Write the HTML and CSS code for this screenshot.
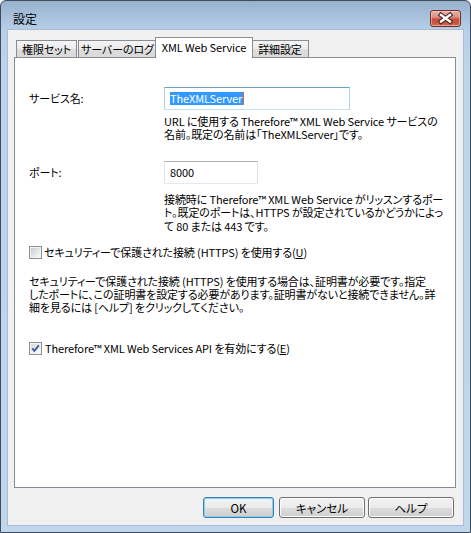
FILE: index.html
```
<!DOCTYPE html>
<html lang="ja">
<head>
<meta charset="utf-8">
<title>設定</title>
<link rel="stylesheet" href="styles.css">
</head>
<body>
<div class="window">
  <div class="titlebar">
    <span class="title">設定</span>
    <button class="close" aria-label="閉じる">
      <svg width="31" height="17" viewBox="0 0 31 17">
        <path d="M11 5 L20 11.5 M20 5 L11 11.5" stroke="#4a2320" stroke-width="4.6" stroke-linecap="square" fill="none"/>
        <path d="M11 5 L20 11.5 M20 5 L11 11.5" stroke="#ffffff" stroke-width="2.4" stroke-linecap="square" fill="none"/>
      </svg>
    </button>
  </div>
  <div class="client">
    <div class="tabs">
      <div class="tab t1">権限セット</div>
      <div class="tab t2">サーバーのログ</div>
      <div class="tab t3 active">XML Web Service</div>
      <div class="tab t4">詳細設定</div>
    </div>
    <div class="panel">
      <div class="field r-name">
        <span class="lbl">サービス名:</span>
        <div class="input focused"><span class="sel">TheXMLServer</span><span class="caret"></span></div>
      </div>
      <p class="help h1">URL に使用する Therefore™ XML Web Service サービスの<br>名前。既定の名前は「TheXMLServer」です。</p>
      <div class="field r-port">
        <span class="lbl">ポート:</span>
        <div class="input port">8000</div>
      </div>
      <p class="help h2">接続時に Therefore™ XML Web Service がリッスンするポー<br>ト。既定のポートは、HTTPS が設定されているかどうかによっ<br>て 80 または 443 です。</p>
      <div class="check c1"><span class="box"></span><span class="ctext">セキュリティーで保護された接続 (HTTPS) を使用する(<u>U</u>)</span></div>
      <p class="para">セキュリティーで保護された接続 (HTTPS) を使用する場合は、証明書が必要です。指定<br>したポートに、この証明書を設定する必要があります。証明書がないと接続できません。詳<br>細を見るには [ヘルプ] をクリックしてください。</p>
      <div class="check c2"><span class="box"><svg width="9" height="9" viewBox="0 0 9 9"><path d="M1.2 4.4 L3.4 6.8 L7.8 1.4" stroke="#3f5a9c" stroke-width="1.9" fill="none"/></svg></span><span class="ctext">Therefore™ XML Web Services API を有効にする(<u>E</u>)</span></div>
    </div>
    <div class="buttons">
      <button class="btn ok">OK</button>
      <button class="btn cancel">キャンセル</button>
      <button class="btn helpbtn">ヘルプ</button>
    </div>
  </div>
</div>
</body>
</html>
```
FILE: styles.css
```
html, body {
  margin: 0;
  padding: 0;
}
body {
  font-family: "Noto Sans CJK JP", "Noto Sans", sans-serif;
  font-size: 11px;
  font-feature-settings: "palt";
  letter-spacing: -0.12px;
  color: #000;
}
.window {
  width: 471px;
  height: 533px;
  box-sizing: border-box;
  border: 1px solid #404c5c;
  border-radius: 6px 6px 0 0;
  background: linear-gradient(to bottom, #97b0cc 0px, #a8c0db 14px, #b8cfe8 29px, #bcd3ea 60px, #bfd6ec 100%);
  padding: 0 7px 7px 7px;
  display: flex;
  flex-direction: column;
}
.titlebar {
  height: 29px;
  display: flex;
  align-items: flex-start;
}
.title {
  padding-top: 10px;
  padding-left: 5px;
  line-height: 15px;
  font-size: 12px;
}
.close {
  margin: 9px 2px 0 auto;
  width: 31px;
  height: 17px;
  padding: 0;
  box-sizing: border-box;
  border: 1px solid #6e2f28;
  border-radius: 3px;
  background: linear-gradient(to bottom, #e9b0a5 0%, #dc9082 40%, #c5503f 55%, #c8543f 80%, #d5735e 100%);
  box-shadow: inset 0 0 0 1px rgba(255, 230, 225, 0.45);
  display: flex;
  align-items: center;
  justify-content: center;
  overflow: hidden;
}
.close svg {
  display: block;
  margin: -1px;
}
.client {
  flex: 1;
  background: #f0f0f0;
  box-shadow: 0 0 0 1px #a7bdd6;
  padding: 7px 9px 7px 6px;
  display: flex;
  flex-direction: column;
}
.tabs {
  height: 20px;
  display: flex;
  align-items: flex-end;
  padding-left: 2px;
}
.tab {
  box-sizing: border-box;
  height: 17px;
  border: 1px solid #898c95;
  border-bottom: none;
  background: linear-gradient(to bottom, #f4f4f4 0%, #ebebeb 50%, #dedede 51%, #d9d9d9 100%);
  display: flex;
  align-items: center;
  justify-content: center;
  line-height: 14px;
  white-space: nowrap;
  font-size: 11px;
}
.t1 { width: 61px; }
.t2 { width: 79px; margin-left: 1px; }
.t3 { width: 98px; margin-left: -2px; }
.t4 { width: 58px; margin-left: -2px; }
.tab.active {
  height: 21px;
  margin-bottom: -1px;
  background: #fff;
  position: relative;
  z-index: 2;
  padding-bottom: 2px;
}
.panel {
  width: 442px;
  height: 431px;
  box-sizing: border-box;
  border: 1px solid #898c95;
  background: #fff;
  padding-left: 14px;
  display: flex;
  flex-direction: column;
}
.field {
  display: grid;
  grid-template-columns: 135px auto;
  align-items: center;
}
.r-name { margin-top: 29px; }
.r-port { margin-top: 19px; }
.lbl {
  line-height: 15px;
}
.input {
  box-sizing: border-box;
  height: 23px;
  border: 1px solid;
  border-color: #abadb3 #dbdfe6 #e3e9ef #e2e3ea;
  background: #fff;
  padding-left: 5px;
  display: flex;
  align-items: center;
  line-height: 13px;
}
.input.focused {
  width: 186px;
  border-color: #6c9fca #b5d1e8 #c7e0f0 #b5d1e8;
}
.input.port {
  width: 94px;
}
.sel {
  background: #3399ff;
  color: #fff;
  line-height: 13px;
  padding-right: 1px;
}
.caret {
  display: inline-block;
  width: 1px;
  height: 13px;
  background: #c86a2a;
}
.help, .para {
  margin: 0;
  line-height: 13.33px;
  white-space: nowrap;
}
.help {
  margin-left: 135px;
}
.h1 { margin-top: 5px; }
.h2 { margin-top: 9.5px; }
.check {
  display: flex;
  align-items: center;
  height: 15px;
  line-height: 15px;
  white-space: nowrap;
}
.c1 { margin-top: 11.5px; }
.para { margin-top: 15px; }
.c2 { margin-top: 26px; }
.box {
  width: 13px;
  height: 13px;
  box-sizing: border-box;
  border: 1px solid #8f8f8f;
  padding: 1px;
  background: linear-gradient(135deg, #c6cad0 0%, #e4e6e9 55%, #f8f8f8 100%) content-box, #f4f4f4;
  margin-right: 2px;
  display: flex;
  align-items: center;
  justify-content: center;
}
.c2 .box {
  background: linear-gradient(135deg, #d6d9de 0%, #eceef0 55%, #fafafa 100%) content-box, #f4f4f4;
  margin-right: 3px;
}
.box svg {
  display: block;
}
u {
  text-decoration: underline;
  text-underline-offset: 1px;
}
.buttons {
  margin-top: 9px;
  height: 21px;
  display: flex;
  justify-content: flex-end;
}
.btn {
  box-sizing: border-box;
  height: 21px;
  padding: 0;
  font-family: inherit;
  font-size: 11.5px;
  font-feature-settings: "palt";
  line-height: 14px;
  color: #000;
  border: 1px solid #707070;
  border-radius: 3px;
  background: linear-gradient(to bottom, #f2f2f2 0%, #ebebeb 50%, #dddddd 51%, #cfcfcf 100%);
  box-shadow: inset 0 0 0 1px #fbfbfb;
}
.ok {
  width: 71px;
  margin-right: 5px;
  border-color: #3c7fb1;
  box-shadow: inset 0 0 0 1px #7fd3f5;
}
.cancel {
  width: 86px;
  margin-right: 3px;
}
.helpbtn {
  width: 86px;
}
```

Problem to solve » Print out the whole of the material word for word, without pictures.

Correct response »
Write the HTML and CSS code for this screenshot.
FILE: index.html
```
<!DOCTYPE html>
<html lang="ja">
<head>
<meta charset="utf-8">
<title>設定</title>
<link rel="stylesheet" href="styles.css">
</head>
<body>
<div class="window">
  <div class="titlebar">
    <span class="title">設定</span>
    <button class="close" aria-label="閉じる">
      <svg width="31" height="17" viewBox="0 0 31 17">
        <path d="M11 5 L20 11.5 M20 5 L11 11.5" stroke="#4a2320" stroke-width="4.6" stroke-linecap="square" fill="none"/>
        <path d="M11 5 L20 11.5 M20 5 L11 11.5" stroke="#ffffff" stroke-width="2.4" stroke-linecap="square" fill="none"/>
      </svg>
    </button>
  </div>
  <div class="client">
    <div class="tabs">
      <div class="tab t1">権限セット</div>
      <div class="tab t2">サーバーのログ</div>
      <div class="tab t3 active">XML Web Service</div>
      <div class="tab t4">詳細設定</div>
    </div>
    <div class="panel">
      <div class="field r-name">
        <span class="lbl">サービス名:</span>
        <div class="input focused"><span class="sel">TheXMLServer</span><span class="caret"></span></div>
      </div>
      <p class="help h1">URL に使用する Therefore™ XML Web Service サービスの<br>名前。既定の名前は「TheXMLServer」です。</p>
      <div class="field r-port">
        <span class="lbl">ポート:</span>
        <div class="input port">8000</div>
      </div>
      <p class="help h2">接続時に Therefore™ XML Web Service がリッスンするポー<br>ト。既定のポートは、HTTPS が設定されているかどうかによっ<br>て 80 または 443 です。</p>
      <div class="check c1"><span class="box"></span><span class="ctext">セキュリティーで保護された接続 (HTTPS) を使用する(<u>U</u>)</span></div>
      <p class="para">セキュリティーで保護された接続 (HTTPS) を使用する場合は、証明書が必要です。指定<br>したポートに、この証明書を設定する必要があります。証明書がないと接続できません。詳<br>細を見るには [ヘルプ] をクリックしてください。</p>
      <div class="check c2"><span class="box"><svg width="9" height="9" viewBox="0 0 9 9"><path d="M1.2 4.4 L3.4 6.8 L7.8 1.4" stroke="#3f5a9c" stroke-width="1.9" fill="none"/></svg></span><span class="ctext">Therefore™ XML Web Services API を有効にする(<u>E</u>)</span></div>
    </div>
    <div class="buttons">
      <button class="btn ok">OK</button>
      <button class="btn cancel">キャンセル</button>
      <button class="btn helpbtn">ヘルプ</button>
    </div>
  </div>
</div>
</body>
</html>
```
FILE: styles.css
```
html, body {
  margin: 0;
  padding: 0;
}
body {
  font-family: "Noto Sans CJK JP", "Noto Sans", sans-serif;
  font-size: 11px;
  font-feature-settings: "palt";
  letter-spacing: -0.12px;
  color: #000;
}
.window {
  width: 471px;
  height: 533px;
  box-sizing: border-box;
  border: 1px solid #404c5c;
  border-radius: 6px 6px 0 0;
  background: linear-gradient(to bottom, #97b0cc 0px, #a8c0db 14px, #b8cfe8 29px, #bcd3ea 60px, #bfd6ec 100%);
  padding: 0 7px 7px 7px;
  display: flex;
  flex-direction: column;
}
.titlebar {
  height: 29px;
  display: flex;
  align-items: flex-start;
}
.title {
  padding-top: 10px;
  padding-left: 5px;
  line-height: 15px;
  font-size: 12px;
}
.close {
  margin: 9px 2px 0 auto;
  width: 31px;
  height: 17px;
  padding: 0;
  box-sizing: border-box;
  border: 1px solid #6e2f28;
  border-radius: 3px;
  background: linear-gradient(to bottom, #e9b0a5 0%, #dc9082 40%, #c5503f 55%, #c8543f 80%, #d5735e 100%);
  box-shadow: inset 0 0 0 1px rgba(255, 230, 225, 0.45);
  display: flex;
  align-items: center;
  justify-content: center;
  overflow: hidden;
}
.close svg {
  display: block;
  margin: -1px;
}
.client {
  flex: 1;
  background: #f0f0f0;
  box-shadow: 0 0 0 1px #a7bdd6;
  padding: 7px 9px 7px 6px;
  display: flex;
  flex-direction: column;
}
.tabs {
  height: 20px;
  display: flex;
  align-items: flex-end;
  padding-left: 2px;
}
.tab {
  box-sizing: border-box;
  height: 17px;
  border: 1px solid #898c95;
  border-bottom: none;
  background: linear-gradient(to bottom, #f4f4f4 0%, #ebebeb 50%, #dedede 51%, #d9d9d9 100%);
  display: flex;
  align-items: center;
  justify-content: center;
  line-height: 14px;
  white-space: nowrap;
  font-size: 11px;
}
.t1 { width: 61px; }
.t2 { width: 79px; margin-left: 1px; }
.t3 { width: 98px; margin-left: -2px; }
.t4 { width: 58px; margin-left: -2px; }
.tab.active {
  height: 21px;
  margin-bottom: -1px;
  background: #fff;
  position: relative;
  z-index: 2;
  padding-bottom: 2px;
}
.panel {
  width: 442px;
  height: 431px;
  box-sizing: border-box;
  border: 1px solid #898c95;
  background: #fff;
  padding-left: 14px;
  display: flex;
  flex-direction: column;
}
.field {
  display: grid;
  grid-template-columns: 135px auto;
  align-items: center;
}
.r-name { margin-top: 29px; }
.r-port { margin-top: 19px; }
.lbl {
  line-height: 15px;
}
.input {
  box-sizing: border-box;
  height: 23px;
  border: 1px solid;
  border-color: #abadb3 #dbdfe6 #e3e9ef #e2e3ea;
  background: #fff;
  padding-left: 5px;
  display: flex;
  align-items: center;
  line-height: 13px;
}
.input.focused {
  width: 186px;
  border-color: #6c9fca #b5d1e8 #c7e0f0 #b5d1e8;
}
.input.port {
  width: 94px;
}
.sel {
  background: #3399ff;
  color: #fff;
  line-height: 13px;
  padding-right: 1px;
}
.caret {
  display: inline-block;
  width: 1px;
  height: 13px;
  background: #c86a2a;
}
.help, .para {
  margin: 0;
  line-height: 13.33px;
  white-space: nowrap;
}
.help {
  margin-left: 135px;
}
.h1 { margin-top: 5px; }
.h2 { margin-top: 9.5px; }
.check {
  display: flex;
  align-items: center;
  height: 15px;
  line-height: 15px;
  white-space: nowrap;
}
.c1 { margin-top: 11.5px; }
.para { margin-top: 15px; }
.c2 { margin-top: 26px; }
.box {
  width: 13px;
  height: 13px;
  box-sizing: border-box;
  border: 1px solid #8f8f8f;
  padding: 1px;
  background: linear-gradient(135deg, #c6cad0 0%, #e4e6e9 55%, #f8f8f8 100%) content-box, #f4f4f4;
  margin-right: 2px;
  display: flex;
  align-items: center;
  justify-content: center;
}
.c2 .box {
  background: linear-gradient(135deg, #d6d9de 0%, #eceef0 55%, #fafafa 100%) content-box, #f4f4f4;
  margin-right: 3px;
}
.box svg {
  display: block;
}
u {
  text-decoration: underline;
  text-underline-offset: 1px;
}
.buttons {
  margin-top: 9px;
  height: 21px;
  display: flex;
  justify-content: flex-end;
}
.btn {
  box-sizing: border-box;
  height: 21px;
  padding: 0;
  font-family: inherit;
  font-size: 11.5px;
  font-feature-settings: "palt";
  line-height: 14px;
  color: #000;
  border: 1px solid #707070;
  border-radius: 3px;
  background: linear-gradient(to bottom, #f2f2f2 0%, #ebebeb 50%, #dddddd 51%, #cfcfcf 100%);
  box-shadow: inset 0 0 0 1px #fbfbfb;
}
.ok {
  width: 71px;
  margin-right: 5px;
  border-color: #3c7fb1;
  box-shadow: inset 0 0 0 1px #7fd3f5;
}
.cancel {
  width: 86px;
  margin-right: 3px;
}
.helpbtn {
  width: 86px;
}
```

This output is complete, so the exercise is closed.